INDEMNIFICATION AND INSURANCE
SECTION 8.01 INSURANCE
The corporation shall have the right to purchase and maintain insurance to the full extent permitted by law on behalf of its officers, Directors, employees and other agents of the corporation, against any liability asserted against or incurred by an officer, Director, employee or agent in such capacity or arising out of the officer's, Director’s, employee's or agent's status as such.
RECORDS AND REPORTS
SECTION 9. 01. MAINTENANCE OF CORPORATE RECORDS
The corporation shall keep:
(a).Adequate and correct books and records of account;
(b).Minutes of the proceedings of the Board and committees of the Board;
(c).A record of its members, giving their names and addresses.

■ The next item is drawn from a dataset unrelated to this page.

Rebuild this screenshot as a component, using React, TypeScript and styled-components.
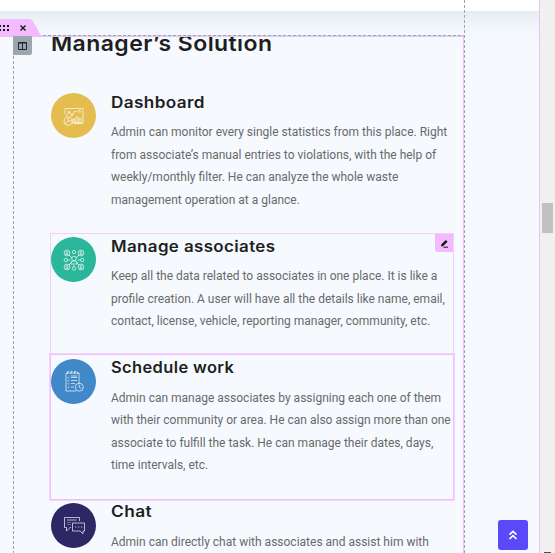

SECTION 10.01. ADOPTION OR AMENDMENT BY MEMBERS
New Bylaws may be adopted or these Bylaws may be amended or repealed by approval of a majority of the members of the corporation present at any meeting noticed for such purpose.
SECTION 10.02. AMENDMENT BY BOARD OF DIRECTORS
Subject to the right of members under Section 10.01 hereinabove, Bylaws other than a Bylaw materially and adversely affecting the rights of members as to voting or transfer, may be adopted, amended or repealed by a majority vote of the Board of Directors. The Board of Directors retains the right to set any policy or practice not inconsistent with these guidelines.
SECTION 10.03. MAINTENANCE OF RECORDS
The Secretary of the corporation shall see that a true and correct copy of all amendments of the Bylaws, duly certified by the Secretary, is attached to the official Bylaws of the corporation and is maintained with the official records of the corporation at the principal office of the corporation.